Belirlenen asgari ücrete ve öncesindeki görüşmelere değinen Akdeniz, işçilerin sadece patronlara karşı değil bürokratik sendikal anlayışa karşı da mücadele etmesi gerektiğini hatırlattı. 
Akdeniz, “Yeni asgari ücret, sendikaların ayağının dibine dinamit koymuştur. Bütün Türkiye’nin asgari ücrete mahkum edilmesine karşı çıkacağız. Asgari ücretlilerde en kötü ülke sıralamasında birinciyiz. Bunu reddetmemiz lazım. Köleliğe karşı mücadelemiz işçilerin, emekçilerin onur mücadelesidir” dedi.
AKP-MHP blokuna, hükümetin politikalarına dair konuşan Akdeniz, “Uluslararası sermayeye önce kırmızı halılar serdiler, şimdi turkuaz halı seriyorlar. Yoksulluk, açlık ise emekçilere. Bunlar faiz indirerek giderayak ülkeyi döviz zenginlerine bırakıyorlar. Biz yoksullaşıyoruz, daha da yoksullaşıyoruz. Ülkeyi Bangladeş sitemine dönüştürmeye çalışıyorlar.

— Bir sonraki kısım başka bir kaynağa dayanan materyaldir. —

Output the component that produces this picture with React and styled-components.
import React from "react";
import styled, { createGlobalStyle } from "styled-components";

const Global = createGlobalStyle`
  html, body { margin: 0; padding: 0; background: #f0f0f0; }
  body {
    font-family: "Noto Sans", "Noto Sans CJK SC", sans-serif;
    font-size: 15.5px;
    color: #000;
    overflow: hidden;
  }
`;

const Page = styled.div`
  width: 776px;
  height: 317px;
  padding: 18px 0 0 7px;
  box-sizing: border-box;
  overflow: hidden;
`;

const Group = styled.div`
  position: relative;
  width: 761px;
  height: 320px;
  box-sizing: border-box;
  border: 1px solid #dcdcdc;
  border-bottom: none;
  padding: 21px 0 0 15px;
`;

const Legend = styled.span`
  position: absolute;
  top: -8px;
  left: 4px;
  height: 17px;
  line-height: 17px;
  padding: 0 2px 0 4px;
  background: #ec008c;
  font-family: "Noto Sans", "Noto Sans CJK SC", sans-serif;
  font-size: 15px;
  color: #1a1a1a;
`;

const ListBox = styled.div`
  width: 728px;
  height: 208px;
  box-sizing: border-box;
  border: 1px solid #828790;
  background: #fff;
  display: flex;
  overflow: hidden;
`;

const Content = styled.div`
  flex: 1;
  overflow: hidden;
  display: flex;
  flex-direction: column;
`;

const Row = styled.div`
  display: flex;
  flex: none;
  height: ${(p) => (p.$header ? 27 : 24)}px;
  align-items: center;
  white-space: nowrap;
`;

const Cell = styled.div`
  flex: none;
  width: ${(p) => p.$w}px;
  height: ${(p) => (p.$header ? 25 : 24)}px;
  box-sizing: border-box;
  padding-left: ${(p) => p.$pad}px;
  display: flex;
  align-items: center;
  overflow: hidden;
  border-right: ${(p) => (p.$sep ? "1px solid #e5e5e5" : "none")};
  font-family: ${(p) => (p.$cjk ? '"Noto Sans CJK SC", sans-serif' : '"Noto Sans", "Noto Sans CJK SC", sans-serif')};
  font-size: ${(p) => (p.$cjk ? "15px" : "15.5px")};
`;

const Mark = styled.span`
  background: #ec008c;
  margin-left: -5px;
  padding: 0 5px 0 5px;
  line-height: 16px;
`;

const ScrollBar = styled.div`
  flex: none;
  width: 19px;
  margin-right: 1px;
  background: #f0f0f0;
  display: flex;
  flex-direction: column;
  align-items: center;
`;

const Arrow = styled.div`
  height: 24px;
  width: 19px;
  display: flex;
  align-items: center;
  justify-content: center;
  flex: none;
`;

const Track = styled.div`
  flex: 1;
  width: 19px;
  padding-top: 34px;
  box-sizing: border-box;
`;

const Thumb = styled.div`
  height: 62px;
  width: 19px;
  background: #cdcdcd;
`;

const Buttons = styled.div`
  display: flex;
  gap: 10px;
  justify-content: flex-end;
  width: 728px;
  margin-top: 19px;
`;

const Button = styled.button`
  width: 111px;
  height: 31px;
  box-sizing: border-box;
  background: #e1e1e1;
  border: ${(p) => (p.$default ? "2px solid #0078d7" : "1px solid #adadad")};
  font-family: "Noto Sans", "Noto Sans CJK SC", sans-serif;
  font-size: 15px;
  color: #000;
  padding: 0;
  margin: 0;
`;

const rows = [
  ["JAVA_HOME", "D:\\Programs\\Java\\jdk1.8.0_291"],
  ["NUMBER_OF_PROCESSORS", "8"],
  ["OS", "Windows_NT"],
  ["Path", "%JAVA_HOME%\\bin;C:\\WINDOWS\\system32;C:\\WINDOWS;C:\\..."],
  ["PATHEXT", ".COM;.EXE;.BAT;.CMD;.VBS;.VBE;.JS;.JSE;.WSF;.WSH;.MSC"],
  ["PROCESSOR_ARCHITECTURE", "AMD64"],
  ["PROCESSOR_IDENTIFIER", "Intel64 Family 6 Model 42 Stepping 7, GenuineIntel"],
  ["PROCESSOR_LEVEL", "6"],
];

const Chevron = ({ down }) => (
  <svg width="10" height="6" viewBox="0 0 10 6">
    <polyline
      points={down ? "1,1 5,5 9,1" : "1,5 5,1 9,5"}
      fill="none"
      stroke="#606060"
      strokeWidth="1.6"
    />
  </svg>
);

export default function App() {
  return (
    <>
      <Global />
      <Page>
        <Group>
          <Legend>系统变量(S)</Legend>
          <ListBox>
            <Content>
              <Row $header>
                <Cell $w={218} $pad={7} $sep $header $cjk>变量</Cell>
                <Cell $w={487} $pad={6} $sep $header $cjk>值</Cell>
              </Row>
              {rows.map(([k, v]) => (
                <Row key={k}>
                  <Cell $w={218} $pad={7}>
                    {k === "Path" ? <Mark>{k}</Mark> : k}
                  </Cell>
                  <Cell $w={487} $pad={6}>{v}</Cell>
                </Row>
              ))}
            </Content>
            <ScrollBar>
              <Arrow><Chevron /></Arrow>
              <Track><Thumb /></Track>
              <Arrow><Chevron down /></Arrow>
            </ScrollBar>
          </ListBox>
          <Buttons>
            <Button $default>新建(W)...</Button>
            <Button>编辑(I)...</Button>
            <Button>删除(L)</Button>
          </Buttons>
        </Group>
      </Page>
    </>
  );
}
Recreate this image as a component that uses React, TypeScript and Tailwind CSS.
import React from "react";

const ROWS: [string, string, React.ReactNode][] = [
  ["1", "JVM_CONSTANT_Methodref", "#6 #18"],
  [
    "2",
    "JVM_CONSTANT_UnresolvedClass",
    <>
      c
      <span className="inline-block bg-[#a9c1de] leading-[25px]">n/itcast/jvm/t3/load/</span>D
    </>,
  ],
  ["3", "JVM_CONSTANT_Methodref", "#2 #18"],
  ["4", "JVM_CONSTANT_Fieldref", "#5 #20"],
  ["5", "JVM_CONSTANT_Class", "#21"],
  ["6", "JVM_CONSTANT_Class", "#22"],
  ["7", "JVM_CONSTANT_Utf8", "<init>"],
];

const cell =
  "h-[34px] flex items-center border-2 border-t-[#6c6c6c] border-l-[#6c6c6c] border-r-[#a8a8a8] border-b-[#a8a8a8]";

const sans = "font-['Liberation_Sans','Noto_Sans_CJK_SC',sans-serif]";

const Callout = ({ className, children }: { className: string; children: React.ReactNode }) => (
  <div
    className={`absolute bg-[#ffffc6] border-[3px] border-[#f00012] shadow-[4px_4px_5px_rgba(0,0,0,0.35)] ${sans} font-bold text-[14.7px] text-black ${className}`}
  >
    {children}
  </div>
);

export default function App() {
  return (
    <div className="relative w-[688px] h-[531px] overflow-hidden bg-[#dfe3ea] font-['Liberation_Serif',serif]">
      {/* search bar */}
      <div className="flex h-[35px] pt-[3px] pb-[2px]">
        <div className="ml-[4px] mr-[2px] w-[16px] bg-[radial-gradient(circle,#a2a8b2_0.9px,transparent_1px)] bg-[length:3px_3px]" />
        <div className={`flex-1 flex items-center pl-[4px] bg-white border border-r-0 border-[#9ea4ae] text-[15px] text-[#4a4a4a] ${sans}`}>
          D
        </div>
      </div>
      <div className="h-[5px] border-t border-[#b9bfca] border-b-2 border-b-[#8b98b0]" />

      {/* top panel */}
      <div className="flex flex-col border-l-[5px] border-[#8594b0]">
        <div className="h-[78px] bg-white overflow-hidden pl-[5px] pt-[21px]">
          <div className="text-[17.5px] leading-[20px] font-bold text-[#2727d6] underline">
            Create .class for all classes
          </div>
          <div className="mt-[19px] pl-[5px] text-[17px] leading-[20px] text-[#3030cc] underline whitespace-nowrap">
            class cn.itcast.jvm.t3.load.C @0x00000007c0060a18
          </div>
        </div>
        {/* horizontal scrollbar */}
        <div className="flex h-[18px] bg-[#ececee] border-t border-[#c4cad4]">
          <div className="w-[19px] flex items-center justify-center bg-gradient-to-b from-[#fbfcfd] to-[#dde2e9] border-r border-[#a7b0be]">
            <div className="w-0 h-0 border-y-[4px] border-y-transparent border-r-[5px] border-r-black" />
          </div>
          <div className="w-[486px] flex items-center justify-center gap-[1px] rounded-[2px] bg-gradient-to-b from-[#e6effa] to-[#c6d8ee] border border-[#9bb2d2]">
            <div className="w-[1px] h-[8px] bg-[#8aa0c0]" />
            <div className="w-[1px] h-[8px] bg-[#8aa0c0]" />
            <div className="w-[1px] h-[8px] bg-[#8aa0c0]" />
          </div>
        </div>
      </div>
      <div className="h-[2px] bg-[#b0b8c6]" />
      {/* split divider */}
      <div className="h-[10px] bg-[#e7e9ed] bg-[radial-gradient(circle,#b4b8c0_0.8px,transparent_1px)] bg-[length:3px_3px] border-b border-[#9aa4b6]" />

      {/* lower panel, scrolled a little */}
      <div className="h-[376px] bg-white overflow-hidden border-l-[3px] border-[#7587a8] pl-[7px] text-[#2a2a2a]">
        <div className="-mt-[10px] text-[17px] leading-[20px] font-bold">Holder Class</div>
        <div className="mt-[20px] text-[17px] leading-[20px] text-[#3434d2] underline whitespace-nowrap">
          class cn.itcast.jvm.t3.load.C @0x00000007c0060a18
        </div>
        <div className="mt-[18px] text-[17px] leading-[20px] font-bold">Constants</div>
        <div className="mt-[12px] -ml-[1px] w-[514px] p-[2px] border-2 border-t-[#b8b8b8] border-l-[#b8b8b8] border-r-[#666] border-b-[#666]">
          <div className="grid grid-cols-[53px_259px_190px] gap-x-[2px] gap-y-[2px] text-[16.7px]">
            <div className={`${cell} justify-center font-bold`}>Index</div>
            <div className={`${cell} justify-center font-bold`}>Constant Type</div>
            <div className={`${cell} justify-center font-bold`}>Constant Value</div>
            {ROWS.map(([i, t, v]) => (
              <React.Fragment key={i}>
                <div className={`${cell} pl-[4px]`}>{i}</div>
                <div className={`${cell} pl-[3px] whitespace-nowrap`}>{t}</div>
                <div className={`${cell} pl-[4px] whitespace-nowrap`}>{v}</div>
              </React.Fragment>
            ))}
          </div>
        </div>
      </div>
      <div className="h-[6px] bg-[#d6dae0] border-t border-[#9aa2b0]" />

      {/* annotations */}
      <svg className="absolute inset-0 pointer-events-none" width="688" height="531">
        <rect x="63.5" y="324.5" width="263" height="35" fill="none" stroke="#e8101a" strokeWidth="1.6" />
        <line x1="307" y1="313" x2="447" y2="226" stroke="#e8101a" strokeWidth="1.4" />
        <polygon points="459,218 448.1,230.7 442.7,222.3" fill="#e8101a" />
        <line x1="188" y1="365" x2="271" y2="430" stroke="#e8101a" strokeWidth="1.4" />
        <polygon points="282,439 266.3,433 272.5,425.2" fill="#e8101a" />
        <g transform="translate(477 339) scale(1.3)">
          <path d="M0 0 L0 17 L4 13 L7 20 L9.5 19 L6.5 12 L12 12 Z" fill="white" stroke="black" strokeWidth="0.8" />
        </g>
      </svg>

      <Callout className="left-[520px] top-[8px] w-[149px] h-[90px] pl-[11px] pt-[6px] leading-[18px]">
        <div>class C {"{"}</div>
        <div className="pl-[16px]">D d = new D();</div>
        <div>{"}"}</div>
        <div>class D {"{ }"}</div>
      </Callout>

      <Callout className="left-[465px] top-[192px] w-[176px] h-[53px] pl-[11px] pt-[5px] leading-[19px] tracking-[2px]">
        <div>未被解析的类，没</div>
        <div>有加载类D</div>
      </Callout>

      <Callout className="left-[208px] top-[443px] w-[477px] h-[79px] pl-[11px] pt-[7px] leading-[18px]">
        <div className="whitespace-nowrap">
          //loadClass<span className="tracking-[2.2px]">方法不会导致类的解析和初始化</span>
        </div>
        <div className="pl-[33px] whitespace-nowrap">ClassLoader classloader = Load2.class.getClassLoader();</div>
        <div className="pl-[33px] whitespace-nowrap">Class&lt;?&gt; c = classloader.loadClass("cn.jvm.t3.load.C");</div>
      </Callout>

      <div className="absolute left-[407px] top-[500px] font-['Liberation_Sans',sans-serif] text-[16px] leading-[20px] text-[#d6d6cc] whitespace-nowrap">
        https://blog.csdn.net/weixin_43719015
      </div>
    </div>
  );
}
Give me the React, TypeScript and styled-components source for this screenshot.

Bunların amacı yerli ve milli köleler yaratmaktır. Bu gidişata, bu düzene elbette son vereceğiz” dedi.

'GENEL GREV GENEL DİRENİŞ HATTINDA BİRLİKTE MÜCADELEYE'

“Bunların saltanatını ortadan kaldırmak boynumuzun borcudur” diyerek sözlerini sürdüren Ercüment Akdeniz, “Birinci görevimiz bu tek parti, tek adam rejimini durdurmaktır, onu göndermektir. Bunun için başkanlık seçiminde Erdoğan’ı sevindirecek, cumhurbaşkanlığı hükümet sistemini yeniden tazeleyecek herhangi bir hamle içinde olmayacağız. Onu hep birlikte göndereceğiz. Daha geç olmadan gücümüzü bugün kullanacağız. Genel grev, genel direniş hattında hep beraber bu mücadeleyi vereceğiz” dedi.
Akdeniz son olarak, “Yetkiyi bizim adımıza birlerine bırakmayalım. Kurucu meclisle, demokratik anayasayla bu ülkeyi yeniden kuralım. Üçüncü bir seçenek ne cumhur ittifakı ne millet ittifakı, halk ittifakıdır diyoruz. Çiğli burada kendi ittifakını kurarsa yukarıda da ittifak kurulur. Bunun garantisi sizsiniz” diye konuştu.